2. The decision of the District Judge is erroneous on both the points which I have mentioned. I will take the second point first. The fact that the Government water flowed into the appellant's tank did not mean that when that water got there it remained Government water. It mingled with the appellant's water and it must be regarded as being the appellant's water. I agree with the remarks of Patanjali Sastri, J., in his referring order that on no conceivable theory can the water in an estate tank, the solum of which is vested in the landholder, be said to belong to the Government and even under the wide and sweeping language of the Madras Irrigation Cess Act the right of the Government to levy water cess depends not upon the water belonging to the Government but upon its coming from a source belonging to the Government. The Government, if it had so desired, could no doubt have prevented its water flowing into the appellant's tank, but it allowed its water to get there and once it got there it passed out of its control and must in law be regarded as the property of the appellant.

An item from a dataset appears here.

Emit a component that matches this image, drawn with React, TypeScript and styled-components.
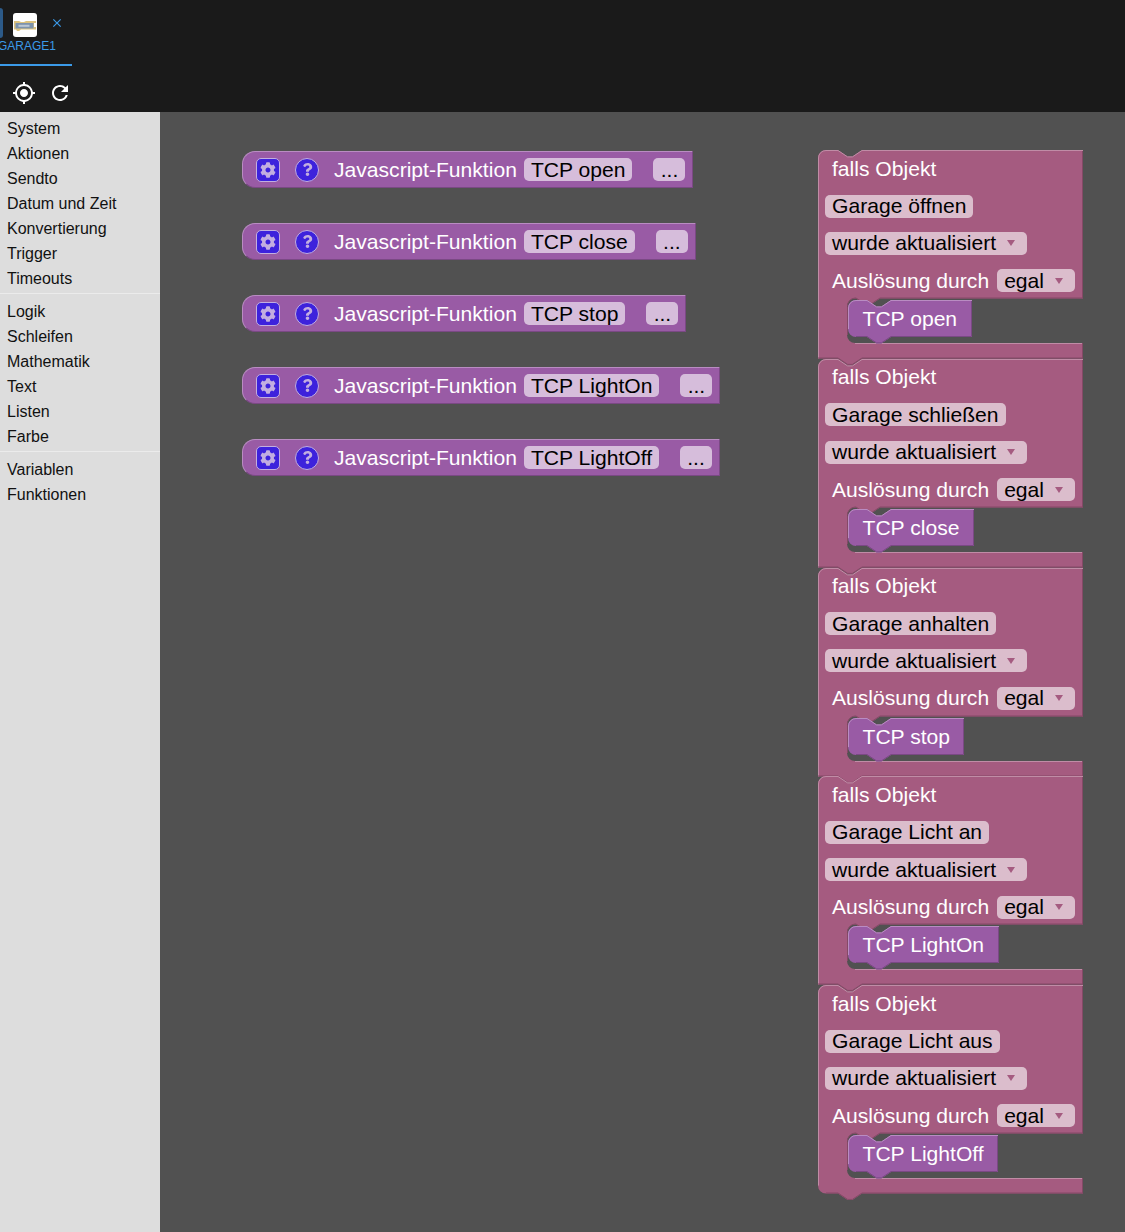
import React from "react";
import styled, { createGlobalStyle } from "styled-components";
import { MdClose, MdGpsFixed, MdRefresh } from "react-icons/md";
import { FaCog, FaQuestion } from "react-icons/fa";

const COLORS = {
  top: "#1a1a1a",
  blue: "#3b9ae8",
  side: "#dddddd",
  sideLine: "#ebebeb",
  work: "#515151",
  fn: "#995ba5",
  fnLight: "#b98cc2",
  fnDark: "#7a4984",
  fnField: "#d6bddb",
  tr: "#a55b80",
  trLight: "#c08ca6",
  trDark: "#844966",
  trField: "#dbbdcc",
  icon: "#3d22dc",
  iconLine: "#c2aee0",
};

const BLOCK_FONT = `"Liberation Sans", Arial, sans-serif`;

const Global = createGlobalStyle`
  html, body { margin: 0; height: 100%; overflow: hidden; background: ${COLORS.work}; }
  #root { height: 100%; }
  * { box-sizing: border-box; }
`;

const Page = styled.div`
  display: flex;
  flex-direction: column;
  height: 100%;
  font-family: ${BLOCK_FONT};
`;

const Header = styled.header`
  background: ${COLORS.top};
  height: 112px;
  flex: none;
`;

const TabBar = styled.div`
  height: 66px;
  overflow: hidden;
`;

const Tab = styled.div`
  width: 72px;
  height: 66px;
  border-bottom: 2px solid ${COLORS.blue};
  color: ${COLORS.blue};
`;

const TabIcons = styled.div`
  display: flex;
  align-items: flex-start;
  padding-top: 8px;
  height: 39px;
`;

const PrevTabSliver = styled.div`
  width: 3px;
  height: 30px;
  border-radius: 0 5px 5px 0;
  background: #2c5a88;
`;

const TabLogo = styled.svg`
  width: 24px;
  height: 24px;
  margin: 5px 0 0 10px;
`;

const TabClose = styled(MdClose)`
  width: 14px;
  height: 14px;
  margin: 8px 0 0 13px;
`;

const TabLabel = styled.div`
  font-size: 12px;
  line-height: 14px;
  margin-left: -2px;
  white-space: nowrap;
`;

const Toolbar = styled.div`
  display: flex;
  gap: 12px;
  padding: 15px 12px 0;
  color: #ffffff;
`;

const ToolIcon = styled.span`
  display: block;
  width: 24px;
  height: 24px;
  font-size: 24px;
  line-height: 0;
`;

const Main = styled.main`
  flex: 1;
  display: flex;
  min-height: 0;
`;

const Sidebar = styled.nav`
  width: 160px;
  flex: none;
  background: ${COLORS.side};
  padding-top: 4px;
`;

const SideItem = styled.div`
  height: 25px;
  line-height: 25px;
  padding-left: 7px;
  font-size: 16px;
  color: #111111;
`;

const SideLine = styled.div`
  height: 1px;
  margin: 2px 0 5px;
  background: ${COLORS.sideLine};
`;

const Workspace = styled.div`
  flex: 1;
  display: flex;
  align-items: flex-start;
  background: ${COLORS.work};
  padding: 38px 0 0 82px;
  min-width: 0;
`;

const FunctionColumn = styled.div`
  width: 576px;
  flex: none;
  padding-top: 1px;
  display: flex;
  flex-direction: column;
  align-items: flex-start;
  gap: 35px;
`;

const FunctionBlock = styled.div`
  display: flex;
  align-items: center;
  height: 37px;
  padding: 0 7px 0 13px;
  background: ${COLORS.fn};
  border-radius: 13px 0 0 13px;
  border-top: 1px solid ${COLORS.fnLight};
  border-left: 1px solid ${COLORS.fnLight};
  border-bottom: 1px solid ${COLORS.fnDark};
  border-right: 1px solid ${COLORS.fnDark};
  font-size: 21.1px;
  color: #ffffff;
  white-space: nowrap;
`;

const MutatorIcon = styled.span<{ $round?: boolean; $glyph: number }>`
  display: flex;
  align-items: center;
  justify-content: center;
  flex: none;
  width: 24px;
  height: 24px;
  margin-right: 15px;
  background: ${COLORS.icon};
  border: 1px solid ${COLORS.iconLine};
  border-radius: ${(p) => (p.$round ? "50%" : "5px")};
  color: ${COLORS.iconLine};
  font-size: ${(p) => p.$glyph}px;
`;

const FnLabel = styled.span`
  margin-right: 7px;
`;

const Field = styled.span<{ $tone: "fn" | "tr" }>`
  display: inline-flex;
  align-items: center;
  height: 23px;
  padding: 0 7px;
  border-radius: 5px;
  background: ${(p) => (p.$tone === "fn" ? COLORS.fnField : COLORS.trField)};
  color: #000000;
  font-size: 21.1px;
  white-space: nowrap;
`;

const DotsButton = styled(Field)`
  width: 32px;
  justify-content: center;
  margin-left: 21px;
  padding: 0;
`;

const TriggerColumn = styled.div`
  display: flex;
  flex-direction: column;
  width: 265px;
`;

const Trigger = styled.div`
  position: relative;
  height: 208.75px;
  font-size: 21.1px;
  color: #ffffff;
`;

const TriggerShape = styled.svg`
  position: absolute;
  left: 0;
  top: 0;
  overflow: visible;
`;

const TriggerBody = styled.div`
  position: relative;
`;

const Row = styled.div`
  display: flex;
  align-items: center;
  height: 37.4px;
  padding-left: 7px;
  white-space: nowrap;
`;

const RowLabel = styled.span`
  padding: 0 8px 0 7px;
`;

const Arrow = styled.span`
  width: 0;
  height: 0;
  margin: 0 5.5px 0 10.5px;
  border-left: 4px solid transparent;
  border-right: 4px solid transparent;
  border-top: 6px solid ${COLORS.tr};
`;

const Nested = styled.div`
  position: relative;
  margin: 0.5px 0 0 30px;
  height: 37px;
  line-height: 37px;
  padding-left: 14.5px;
`;

const NestedShape = styled.svg`
  position: absolute;
  left: 0;
  top: 0;
  overflow: visible;
`;

const NestedText = styled.span`
  position: relative;
  white-space: nowrap;
`;

const notchDown = "l9.6,6.4 h4.8 l9.6,-6.4";
const notchUp = "l-9.6,6.4 h-4.8 l-9.6,-6.4";

function TriggerBackground({ last }: { last: boolean }) {
  const W = 265;
  const B = 208.5;
  const I = 148.5;
  const corner = last ? `H8 A8,8 0 0 1 0,${B - 8}` : "H0";
  const shape = `M0,8 A8,8 0 0 1 8,0 H20 ${notchDown} H${W} V${I} H62 ${notchUp} H37 A8,8 0 0 0 29,${I + 8} V185 A8,8 0 0 0 37,193 H${W} V${B} H44 ${notchUp} ${corner} Z`;
  return (
    <TriggerShape width={W} height={B + 7}>
      <path d={shape} fill={COLORS.tr} />
      <path
        d={`M0.5,${last ? B - 8 : B} V8 A7.5,7.5 0 0 1 8,0.5 H20 ${notchDown} H${W}`}
        fill="none"
        stroke={COLORS.trLight}
      />
      <path d={`M37,193.5 H${W}`} fill="none" stroke={COLORS.trLight} />
      <path
        d={`M${W - 0.5},1 V${I} M${W},${I - 0.5} H62 ${notchUp} H37 A8,8 0 0 0 29.5,${I + 8} V185 M${W - 0.5},193 V${B} M${W},${B - 0.5} H44 ${notchUp} ${last ? "H8" : "H0"}`}
        fill="none"
        stroke={COLORS.trDark}
      />
    </TriggerShape>
  );
}

function NestedBackground({ width }: { width: number }) {
  const shape = `M0,8 A8,8 0 0 1 8,0 H19 ${notchDown} H${width} V37 H43 ${notchUp} H8 A8,8 0 0 1 0,29 Z`;
  return (
    <NestedShape width={width} height={44}>
      <path d={shape} fill={COLORS.fn} />
      <path
        d={`M0.5,29 V8 A7.5,7.5 0 0 1 8,0.5 H19 ${notchDown} H${width}`}
        fill="none"
        stroke={COLORS.fnLight}
      />
      <path
        d={`M${width - 0.5},1 V36.5 H43 ${notchUp} H8`}
        fill="none"
        stroke={COLORS.fnDark}
      />
    </NestedShape>
  );
}

const functions = ["TCP open", "TCP close", "TCP stop", "TCP LightOn", "TCP LightOff"];

const triggers = [
  { name: "Garage öffnen", call: "TCP open", width: 124 },
  { name: "Garage schließen", call: "TCP close", width: 126 },
  { name: "Garage anhalten", call: "TCP stop", width: 116 },
  { name: "Garage Licht an", call: "TCP LightOn", width: 151 },
  { name: "Garage Licht aus", call: "TCP LightOff", width: 150 },
];

const sideGroups = [
  ["System", "Aktionen", "Sendto", "Datum und Zeit", "Konvertierung", "Trigger", "Timeouts"],
  ["Logik", "Schleifen", "Mathematik", "Text", "Listen", "Farbe"],
  ["Variablen", "Funktionen"],
];

export default function App() {
  return (
    <Page>
      <Global />
      <Header>
        <TabBar>
          <Tab>
            <TabIcons>
              <PrevTabSliver />
              <TabLogo viewBox="0 0 24 24">
                <rect width="24" height="24" rx="3" fill="#ffffff" />
                <path d="M1,8 H6 l2,1 h3 l2,-1 H23 V10 H21 V14 H23 V16.5 H8 l-2,1.5 h-2 l-1,-1.5 H1 Z" fill="#dcc27e" />
                <rect x="2.5" y="10" width="18" height="5.5" fill="#7d93ac" />
                <rect x="5.5" y="11.8" width="11" height="2" fill="#bcc8d5" />
              </TabLogo>
              <TabClose />
            </TabIcons>
            <TabLabel>GARAGE1</TabLabel>
          </Tab>
        </TabBar>
        <Toolbar>
          <ToolIcon>
            <MdGpsFixed />
          </ToolIcon>
          <ToolIcon>
            <MdRefresh />
          </ToolIcon>
        </Toolbar>
      </Header>
      <Main>
        <Sidebar>
          {sideGroups.map((group, i) => (
            <React.Fragment key={i}>
              {i > 0 && <SideLine />}
              {group.map((item) => (
                <SideItem key={item}>{item}</SideItem>
              ))}
            </React.Fragment>
          ))}
        </Sidebar>
        <Workspace>
          <FunctionColumn>
            {functions.map((fn) => (
              <FunctionBlock key={fn}>
                <MutatorIcon $glyph={16}>
                  <FaCog />
                </MutatorIcon>
                <MutatorIcon $round $glyph={13}>
                  <FaQuestion />
                </MutatorIcon>
                <FnLabel>Javascript-Funktion</FnLabel>
                <Field $tone="fn">{fn}</Field>
                <DotsButton $tone="fn">...</DotsButton>
              </FunctionBlock>
            ))}
          </FunctionColumn>
          <TriggerColumn>
            {triggers.map((t, i) => (
              <Trigger key={t.name}>
                <TriggerBackground last={i === triggers.length - 1} />
                <TriggerBody>
                  <Row>
                    <RowLabel>falls Objekt</RowLabel>
                  </Row>
                  <Row>
                    <Field $tone="tr">{t.name}</Field>
                  </Row>
                  <Row>
                    <Field $tone="tr">
                      wurde aktualisiert
                      <Arrow />
                    </Field>
                  </Row>
                  <Row>
                    <RowLabel>Auslösung durch</RowLabel>
                    <Field $tone="tr">
                      egal
                      <Arrow />
                    </Field>
                  </Row>
                  <Nested>
                    <NestedBackground width={t.width} />
                    <NestedText>{t.call}</NestedText>
                  </Nested>
                </TriggerBody>
              </Trigger>
            ))}
          </TriggerColumn>
        </Workspace>
      </Main>
    </Page>
  );
}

3. When the District Judge delivered his judgment the decision of the Full Bench of this Court in Venkataraju Garu v. Maharaja of Pithapuram : AIR1938Mad342 had not been given and the legal position had therefore not then been clarified. In that case, as in this, extra water for a second crop had been taken by a tenant from a landholder's tank without the landholder's permission and the landholder filed a suit before the Deputy Collector for the recovery from the ryot of a sum of money for water taken without his permission. It was held that 'rent' as defined in Section 3(11) of the Act included money payable for water taken without permission and the suit was not a suit for enhancement of rent. The decision in Venkataraju Garu v. Maharaja of Pithapuram : AIR1938Mad342 , clearly governs the present case and the appellant's contention that he is entitled to recover the amount claimed by him for the water taken from his tank for the raising of the second crops in the three years mentioned must be upheld.
4. The fact that under the Madras Irrigation Cess Act, 1865, the Government has power to levy from the respondent a water cess makes no difference. Section 1-A(4) provides that nothing in the section shall affect the rights and liabilities of the landholder and the ryot inter se under any contract express or implied, in regard to the payment of water cess. Therefore, the Act leaves the position of the landholder and the tenant inter se entirely unaffected. The respondent having taken water for the second crop from the appellant's own tank must pay for it.
5. The appeal will be allowed and the order of the Deputy Collector restored with costs here and in the lower appellate Court.